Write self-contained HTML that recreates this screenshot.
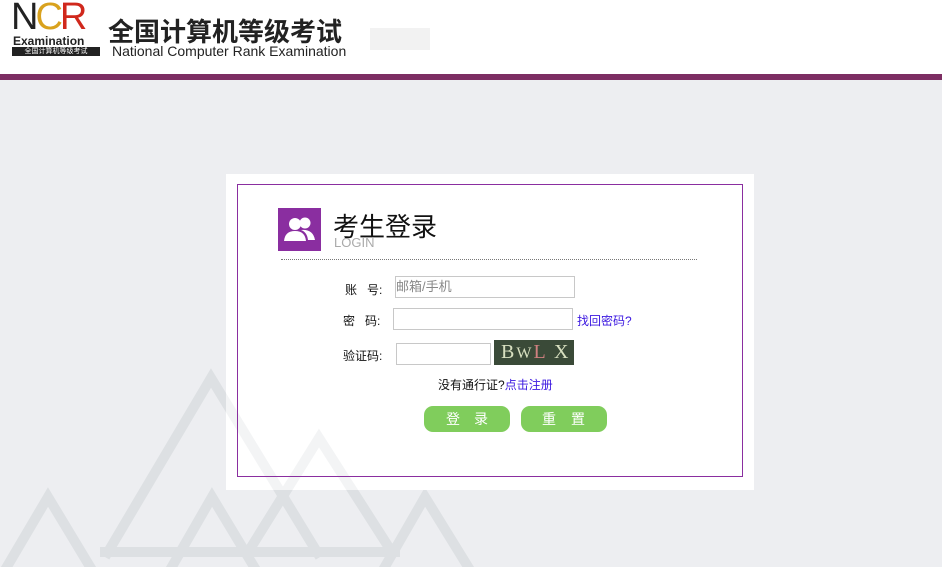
<!DOCTYPE html>
<html><head><meta charset="utf-8"><style>
body{margin:0;width:942px;height:567px;overflow:hidden;background:#edeef1;font-family:"Liberation Sans","Noto Sans CJK SC",sans-serif;position:relative}
.hdr{position:absolute;left:0;top:0;width:942px;height:74px;background:#fff}
.bar{position:absolute;left:0;top:74px;width:942px;height:6px;background:#7d2e63}
.box{position:absolute;left:226px;top:174px;width:528px;height:316px;background:#fff}
.in{position:absolute;left:237px;top:184px;width:504px;height:291px;border:1px solid #8a2ea0}
.a{position:absolute;white-space:nowrap}
.inp{position:absolute;border:1px solid #c8c8c8;height:20px;background:#fff}
.btn{position:absolute;top:406px;width:86px;height:26px;background:#80cd5c;border-radius:9px;color:#fff;font-size:14px;line-height:26px}
.btn span{position:absolute;top:0}
</style></head><body>
<svg style="position:absolute;left:0;top:0" width="942" height="567">
<g fill="none" stroke="#dde0e3" stroke-width="10">
<polyline points="105,557 211,378 320,557"/>
<line x1="100" y1="552" x2="330" y2="552"/>
<polyline points="245,557 319,438 395,557"/>
<line x1="240" y1="552" x2="400" y2="552"/>
<polyline points="5,570 48,497 92,570"/>
<polyline points="170,570 212,497 256,570"/>
<polyline points="383,570 425,497 470,570"/>
</g></svg>
<div class="hdr">
<div class="a" style="left:11px;top:-4px;font:38px 'Liberation Sans';color:#222;letter-spacing:-3px">N<span style="color:#d9a21e">C</span><span style="color:#d0281c">R</span></div>
<div class="a" style="left:13px;top:34px;font:bold 12px 'Liberation Sans';color:#222">Examination</div>
<div class="a" style="left:12px;top:47px;width:88px;height:9px;background:#222;color:#fff;font-size:7px;line-height:9px;text-align:center">全国计算机等级考试</div>
<div class="a" style="left:108px;top:12px;font-size:26px;font-weight:bold;color:#222">全国计算机等级考试</div>
<div class="a" style="left:112px;top:43px;font-size:14px;color:#222">National Computer Rank Examination</div>
<div class="a" style="left:370px;top:28px;width:60px;height:22px;background:#f2f2f2"></div>
</div>
<div class="bar"></div>
<div class="box"></div>
<svg style="position:absolute;left:0;top:0" width="942" height="567" opacity="0.35">
<g fill="none" stroke="#dde0e3" stroke-width="10">
<polyline points="211,378 320,557"/>
<polyline points="245,557 319,438 395,557"/>
<line x1="226" y1="552" x2="400" y2="552"/>
</g></svg>
<div class="in"></div>
<div class="a" style="left:278px;top:208px;width:43px;height:43px;background:#8a2ea0"></div>
<svg style="position:absolute;left:283px;top:215px" width="34" height="28"><g fill="#fff"><circle cx="12" cy="9" r="6"/><path d="M1 26 Q2 16 12 16 Q22 16 23 26Z"/><circle cx="22" cy="8" r="5.5"/><path d="M18 15 Q30 14 32 25 L25 25 Q24 17 18 15Z"/></g></svg>
<div class="a" style="left:333px;top:207px;font-size:26px;color:#111">考生登录</div>
<div class="a" style="left:334px;top:235px;font-size:13px;color:#aaa">LOGIN</div>
<div class="a" style="left:281px;top:259px;width:416px;border-top:1px dotted #777"></div>
<div class="a" style="left:345px;top:281px;font-size:12px;color:#111">账&nbsp;&nbsp;&nbsp;号:</div>
<div class="inp" style="left:395px;top:276px;width:178px;font-size:13px;color:#888;line-height:20px">邮箱/手机</div>
<div class="a" style="left:343px;top:312px;font-size:12px;color:#111">密&nbsp;&nbsp;&nbsp;码:</div>
<div class="inp" style="left:393px;top:308px;width:178px"></div>
<div class="a" style="left:577px;top:312px;font-size:12px;color:#3a16e0">找回密码?</div>
<div class="a" style="left:343px;top:347px;font-size:12px;color:#111">验证码:</div>
<div class="inp" style="left:396px;top:343px;width:93px"></div>
<div class="a" style="left:494px;top:340px;width:80px;height:25px;background:#3a4a38;color:#d8e0c0;font:20px 'Liberation Serif';line-height:25px;letter-spacing:2px">&nbsp;B<span style="font-size:16px">W</span><span style="color:#d08080">L</span> X</div>
<div class="a" style="left:438px;top:376px;font-size:12px;color:#111">没有通行证?<span style="color:#3a16e0">点击注册</span></div>
<div class="btn" style="left:424px"><span style="left:22px">登</span><span style="left:50px">录</span></div>
<div class="btn" style="left:521px"><span style="left:21px">重</span><span style="left:50px">置</span></div>
</body></html>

+++++

## STATED TASK
Set down all the data again exactly as above, pictures excluded.

## RESPONSE FOR THIS EXERCISE
Write self-contained HTML that recreates this screenshot.
<!DOCTYPE html>
<html><head><meta charset="utf-8"><style>
body{margin:0;width:942px;height:567px;overflow:hidden;background:#edeef1;font-family:"Liberation Sans","Noto Sans CJK SC",sans-serif;position:relative}
.hdr{position:absolute;left:0;top:0;width:942px;height:74px;background:#fff}
.bar{position:absolute;left:0;top:74px;width:942px;height:6px;background:#7d2e63}
.box{position:absolute;left:226px;top:174px;width:528px;height:316px;background:#fff}
.in{position:absolute;left:237px;top:184px;width:504px;height:291px;border:1px solid #8a2ea0}
.a{position:absolute;white-space:nowrap}
.inp{position:absolute;border:1px solid #c8c8c8;height:20px;background:#fff}
.btn{position:absolute;top:406px;width:86px;height:26px;background:#80cd5c;border-radius:9px;color:#fff;font-size:14px;line-height:26px}
.btn span{position:absolute;top:0}
</style></head><body>
<svg style="position:absolute;left:0;top:0" width="942" height="567">
<g fill="none" stroke="#dde0e3" stroke-width="10">
<polyline points="105,557 211,378 320,557"/>
<line x1="100" y1="552" x2="330" y2="552"/>
<polyline points="245,557 319,438 395,557"/>
<line x1="240" y1="552" x2="400" y2="552"/>
<polyline points="5,570 48,497 92,570"/>
<polyline points="170,570 212,497 256,570"/>
<polyline points="383,570 425,497 470,570"/>
</g></svg>
<div class="hdr">
<div class="a" style="left:11px;top:-4px;font:38px 'Liberation Sans';color:#222;letter-spacing:-3px">N<span style="color:#d9a21e">C</span><span style="color:#d0281c">R</span></div>
<div class="a" style="left:13px;top:34px;font:bold 12px 'Liberation Sans';color:#222">Examination</div>
<div class="a" style="left:12px;top:47px;width:88px;height:9px;background:#222;color:#fff;font-size:7px;line-height:9px;text-align:center">全国计算机等级考试</div>
<div class="a" style="left:108px;top:12px;font-size:26px;font-weight:bold;color:#222">全国计算机等级考试</div>
<div class="a" style="left:112px;top:43px;font-size:14px;color:#222">National Computer Rank Examination</div>
<div class="a" style="left:370px;top:28px;width:60px;height:22px;background:#f2f2f2"></div>
</div>
<div class="bar"></div>
<div class="box"></div>
<svg style="position:absolute;left:0;top:0" width="942" height="567" opacity="0.35">
<g fill="none" stroke="#dde0e3" stroke-width="10">
<polyline points="211,378 320,557"/>
<polyline points="245,557 319,438 395,557"/>
<line x1="226" y1="552" x2="400" y2="552"/>
</g></svg>
<div class="in"></div>
<div class="a" style="left:278px;top:208px;width:43px;height:43px;background:#8a2ea0"></div>
<svg style="position:absolute;left:283px;top:215px" width="34" height="28"><g fill="#fff"><circle cx="12" cy="9" r="6"/><path d="M1 26 Q2 16 12 16 Q22 16 23 26Z"/><circle cx="22" cy="8" r="5.5"/><path d="M18 15 Q30 14 32 25 L25 25 Q24 17 18 15Z"/></g></svg>
<div class="a" style="left:333px;top:207px;font-size:26px;color:#111">考生登录</div>
<div class="a" style="left:334px;top:235px;font-size:13px;color:#aaa">LOGIN</div>
<div class="a" style="left:281px;top:259px;width:416px;border-top:1px dotted #777"></div>
<div class="a" style="left:345px;top:281px;font-size:12px;color:#111">账&nbsp;&nbsp;&nbsp;号:</div>
<div class="inp" style="left:395px;top:276px;width:178px;font-size:13px;color:#888;line-height:20px">邮箱/手机</div>
<div class="a" style="left:343px;top:312px;font-size:12px;color:#111">密&nbsp;&nbsp;&nbsp;码:</div>
<div class="inp" style="left:393px;top:308px;width:178px"></div>
<div class="a" style="left:577px;top:312px;font-size:12px;color:#3a16e0">找回密码?</div>
<div class="a" style="left:343px;top:347px;font-size:12px;color:#111">验证码:</div>
<div class="inp" style="left:396px;top:343px;width:93px"></div>
<div class="a" style="left:494px;top:340px;width:80px;height:25px;background:#3a4a38;color:#d8e0c0;font:20px 'Liberation Serif';line-height:25px;letter-spacing:2px">&nbsp;B<span style="font-size:16px">W</span><span style="color:#d08080">L</span> X</div>
<div class="a" style="left:438px;top:376px;font-size:12px;color:#111">没有通行证?<span style="color:#3a16e0">点击注册</span></div>
<div class="btn" style="left:424px"><span style="left:22px">登</span><span style="left:50px">录</span></div>
<div class="btn" style="left:521px"><span style="left:21px">重</span><span style="left:50px">置</span></div>
</body></html>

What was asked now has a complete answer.